Atmosphere: Quiet and unceremonial — most visitors spend ten to twenty minutes. The Zin valley view across the cliffs and wadis below is the focal point and the reason Ben-Gurion chose this specific spot.
Ben-Gurion’s Hut (Tzrif Ben-Gurion)
About a kilometre from the grave, the Tzrif Ben-Gurion is the small wooden building Ben-Gurion lived in during his Sde Boker years. It is preserved as a small museum with the original furnishings, his extensive library (some five thousand volumes in multiple languages), family photographs, and a small archive of correspondence.
Hours: Roughly 09:00 to 16:00 (slightly extended in summer; closed Fridays in some seasons).
Tickets: A modest entry fee; combined tickets sometimes include the Sde Boker Midrasha visitor programme.
The hut is more revealing than the grave. The library and the simplicity of the rooms compress Ben-Gurion’s intellectual life into a single tight space.
The Sde Boker Midrasha
The Sde Boker Midrasha (“seminary”) was founded in 1958 as an educational centre to train teachers and researchers for the Negev’s development. Today it hosts:
- Ben-Gurion University of the Negev — Sde Boker campus with graduate programmes in desert studies, environmental science, and agriculture
- The Jacob Blaustein Institutes for Desert Research — the research institute that conducts arid-zone agriculture work building on the Nabataean and modern Israeli desert-agriculture traditions
- A high-school environmental programme that pairs academic study with field work
- An archival centre holding Ben-Gurion’s papers and correspondence
The campus is open to visitors during the day; specific buildings (the research institute) may require advance arrangement. The desert research institute occasionally hosts public lectures and is worth checking before a visit.
Combining Sde Boker with Other Sites
Avdat is fifteen minutes south — the Nabataean UNESCO archaeological site. A natural rhythm is Avdat in the morning (archaeology), kibbutz lunch at Sde Boker, then the Ben-Gurion grave and hut in the afternoon.
Ein Avdat canyon is just below Sde Boker — the deep canyon with year-round spring pools and a hiking trail along the canyon floor. Combine the grave site with an Ein Avdat hike for a half-day mix of memorial and nature.
Mitzpe Ramon is about forty-five minutes south on Route 40 — the crater overlook and main accommodation cluster.
Practical Tips
Free entry to the grave. No tickets are required for the grave or the rim promenade above the Zin valley. The hut museum charges a modest entry fee.
Bring water. Sde Boker is at altitude and the wind across the Zin valley can be brisk; even in autumn carry a half-litre of water.
Photography.

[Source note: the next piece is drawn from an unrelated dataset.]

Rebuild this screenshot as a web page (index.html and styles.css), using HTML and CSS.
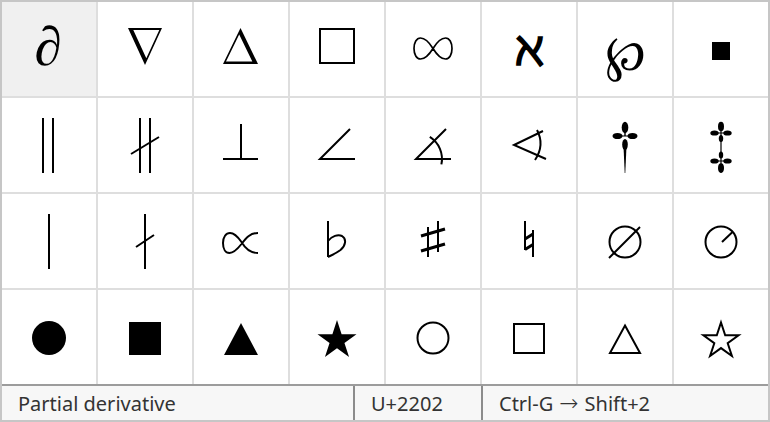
FILE: index.html
```html
<!DOCTYPE html>
<html lang="en">
<head>
  <meta charset="UTF-8" />
  <title>Symbol picker</title>
  <link rel="stylesheet" href="styles.css">
</head>
<body>
  <div class="picker">
    <div class="grid">
      <!-- row 1 -->
      <div class="cell selected"><svg viewBox="0 0 94 94"><text x="46" y="63" class="partial">∂</text></svg></div>
      <div class="cell"><svg viewBox="0 0 94 94"><path fill-rule="evenodd" d="M30 26H64L47 63ZM35.3 28H61.3L48.3 56.3Z"/></svg></div>
      <div class="cell"><svg viewBox="0 0 94 94"><path fill-rule="evenodd" d="M46.5 26L64 62H29ZM45.2 32.4L58.3 59.5H32Z"/></svg></div>
      <div class="cell"><svg viewBox="0 0 94 94"><rect x="30" y="27" width="34" height="34" class="line"/></svg></div>
      <div class="cell"><svg viewBox="0 0 94 94"><path class="thin" d="M47 46.5C51 40 55 36 59.5 36C63.5 36 66 40.5 66 46.5C66 52.5 63.5 57 59.5 57C55 57 51 53 47 46.5C43 40 39 36 34.5 36C30.5 36 28 40.5 28 46.5C28 52.5 30.5 57 34.5 57C39 57 43 53 47 46.5Z"/></svg></div>
      <div class="cell"><svg viewBox="0 0 94 94"><text x="47" y="63" class="alef">ℵ</text></svg></div>
      <div class="cell"><svg viewBox="0 0 94 94"><text x="47" y="68" class="weier">℘</text></svg></div>
      <div class="cell"><svg viewBox="0 0 94 94"><rect x="38" y="40" width="18" height="18"/></svg></div>

      <!-- row 2 -->
      <div class="cell"><svg viewBox="0 0 94 94"><path class="line" d="M41 20V75M51 20V75"/></svg></div>
      <div class="cell"><svg viewBox="0 0 94 94"><path class="line" d="M42 20V75M52 20V75M33 56L61 39"/></svg></div>
      <div class="cell"><svg viewBox="0 0 94 94"><path class="line" d="M47 26V61M29 61H64"/></svg></div>
      <div class="cell"><svg viewBox="0 0 94 94"><path class="line" d="M60 31L30 61H65"/></svg></div>
      <div class="cell"><svg viewBox="0 0 94 94"><path class="line" d="M60 31L30 61H65M43.8 38.9A26 26 0 0 1 55.4 66.4"/></svg></div>
      <div class="cell"><svg viewBox="0 0 94 94"><path class="line" d="M61 33L32 47L64 61M55 32Q63 47 53 62"/></svg></div>
      <div class="cell">
        <svg viewBox="0 0 94 94">
          <path d="M46.3 24h1.4v14h-1.4zM35 37.4h23v1.2H35z"/>
          <ellipse cx="47" cy="29.5" rx="3.3" ry="5.8"/>
          <ellipse cx="39.5" cy="38" rx="5" ry="3.1"/>
          <ellipse cx="54.5" cy="38" rx="5" ry="3.1"/>
          <ellipse cx="47" cy="46.5" rx="2.8" ry="5.5"/>
          <path d="M45.4 46L48.6 46L47.3 75L46.7 75Z"/>
        </svg>
      </div>
      <div class="cell">
        <svg viewBox="0 0 94 94">
          <path d="M46.4 24h1.2v51h-1.2zM37 34.4h19v1.2H37zM37 62.4h19v1.2H37z"/>
          <ellipse cx="47" cy="28.5" rx="3" ry="4.8"/>
          <ellipse cx="40.5" cy="35" rx="4.2" ry="2.6"/>
          <ellipse cx="53.5" cy="35" rx="4.2" ry="2.6"/>
          <ellipse cx="47" cy="40.5" rx="2.2" ry="3.6"/>
          <ellipse cx="47" cy="57" rx="2.2" ry="3.6"/>
          <ellipse cx="40.5" cy="63" rx="4.2" ry="2.6"/>
          <ellipse cx="53.5" cy="63" rx="4.2" ry="2.6"/>
          <ellipse cx="47" cy="70" rx="3" ry="4.8"/>
        </svg>
      </div>

      <!-- row 3 -->
      <div class="cell"><svg viewBox="0 0 94 94"><path class="line" d="M47 20V75"/></svg></div>
      <div class="cell"><svg viewBox="0 0 94 94"><path class="line" d="M47 20V75M38 53L56 41"/></svg></div>
      <div class="cell"><svg viewBox="0 0 94 94"><path class="line" d="M64 39C56 39 52 44 47.5 50C43.5 55 40 59 35.5 59C31.5 59 29 55 29 49C29 43 32 39 36 39C40 39 44 43 47.5 48C51 54 56 59 64 59"/></svg></div>
      <div class="cell"><svg viewBox="0 0 94 94"><path class="line" d="M38 27V63M38 47C42 42 48 40 52 42C57 45 55.5 52 50.5 56C46.5 59 42 61 38 63"/></svg></div>
      <div class="cell">
        <svg viewBox="0 0 94 94">
          <path class="line" d="M42 33V63M52 27V58"/>
          <path class="bar" d="M35 42L59 35M35 57L59 50"/>
        </svg>
      </div>
      <div class="cell">
        <svg viewBox="0 0 94 94">
          <path class="line" d="M43 27V56M51 36V63"/>
          <path class="bar" d="M43 45L51 40M43 55.5L51 50.5"/>
        </svg>
      </div>
      <div class="cell"><svg viewBox="0 0 94 94"><circle class="line" cx="47" cy="48" r="15.5"/><path class="line" d="M31 64L62 33"/></svg></div>
      <div class="cell"><svg viewBox="0 0 94 94"><circle class="line" cx="47" cy="48" r="15.5"/><path class="line" d="M48 48L58.5 38"/></svg></div>

      <!-- row 4 -->
      <div class="cell"><svg viewBox="0 0 94 94"><circle cx="47" cy="48" r="17"/></svg></div>
      <div class="cell"><svg viewBox="0 0 94 94"><rect x="31" y="32" width="32" height="33"/></svg></div>
      <div class="cell"><svg viewBox="0 0 94 94"><polygon points="47,33 64,65 30,65"/></svg></div>
      <div class="cell"><svg viewBox="0 0 94 94"><polygon points="47,30 51.6,44.2 66.5,44.2 54.45,52.9 59.05,67.1 47,58.3 34.95,67.1 39.55,52.9 27.5,44.2 42.4,44.2"/></svg></div>
      <div class="cell"><svg viewBox="0 0 94 94"><circle class="line" cx="47" cy="48" r="15.5"/></svg></div>
      <div class="cell"><svg viewBox="0 0 94 94"><rect class="line" x="32" y="34" width="30" height="29"/></svg></div>
      <div class="cell"><svg viewBox="0 0 94 94"><polygon class="line" points="47,35.5 62,63 32,63"/></svg></div>
      <div class="cell"><svg viewBox="0 0 94 94"><polygon class="line" points="47,32.5 51.2,45.3 64.6,45.3 53.7,53.2 57.9,66 47,58.1 36.1,66 40.3,53.2 29.4,45.3 42.8,45.3"/></svg></div>
    </div>
    <div class="status">
      <div class="status-name">Partial derivative</div>
      <div class="status-code">U+2202</div>
      <div class="status-keys">Ctrl-G <span class="arrow">→</span> Shift+2</div>
    </div>
  </div>
</body>
</html>
```

FILE: styles.css
```css
body {
  margin: 0;
  background-color: #fff;
}
.picker {
  width: 766px;
  border: 2px solid #c6c6c6;
}
.grid {
  display: grid;
  grid-template-columns: repeat(8, 94px);
  grid-auto-rows: 94px;
  gap: 2px;
  background-color: #dedede;
}
.cell {
  display: flex;
  align-items: center;
  justify-content: center;
  background-color: #fff;
}
.cell.selected {
  background-color: #f0f0f0;
}
.cell svg {
  width: 94px;
  height: 94px;
  fill: #000;
}
.cell svg .line {
  fill: none;
  stroke: #000;
  stroke-width: 2;
}
.cell svg .thin {
  fill: none;
  stroke: #000;
  stroke-width: 1.7;
}
.cell svg .bar {
  fill: none;
  stroke: #000;
  stroke-width: 3;
}
.cell text {
  text-anchor: middle;
  font-family: 'Liberation Serif', 'DejaVu Serif', serif;
}
.partial {
  font-style: italic;
  font-size: 55px;
}
.alef {
  font-family: 'DejaVu Serif', serif;
  font-weight: bold;
  font-size: 48px;
}
.weier {
  font-family: 'DejaVu Sans', sans-serif;
  font-size: 49px;
}
.status {
  display: flex;
  height: 34px;
  border-top: 2px solid #9c9c9c;
  background-color: #f7f7f7;
  font-family: 'Noto Sans', 'Open Sans', sans-serif;
  font-size: 20px;
  color: #333;
}
.status > div {
  display: flex;
  align-items: center;
  padding-left: 16px;
}
.status-name {
  width: 335px;
  border-right: 2px solid #8c8c8c;
}
.status-code {
  width: 110px;
  border-right: 2px solid #8c8c8c;
}
.status-keys {
  flex: 1;
  gap: 6px;
}
.arrow {
  font-family: 'DejaVu Sans', sans-serif;
  font-size: 23px;
  font-weight: 300;
}
```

The grave is a memorial site — quiet photography is fine but be respectful of other visitors. Group tours sometimes pause for a brief talk before walking the path.
Kibbutz dining. The kibbutz guesthouse dining hall serves traditional Israeli kibbutz buffet meals; non-residents can book lunch in advance. This is the closest substantial meal option in the area.
Why Visit
Sde Boker compresses a foundational chapter of Israeli national history into a single quiet site. The grave above the Zin valley, the simplicity of Ben-Gurion’s hut, and the academic continuation of the desert-research vision at the Midrasha together explain why the founding prime minister chose retirement at a kibbutz over a Jerusalem townhouse. For travellers interested in the political and intellectual history that underlies modern Israel, Sde Boker is the essential central-Negev stop.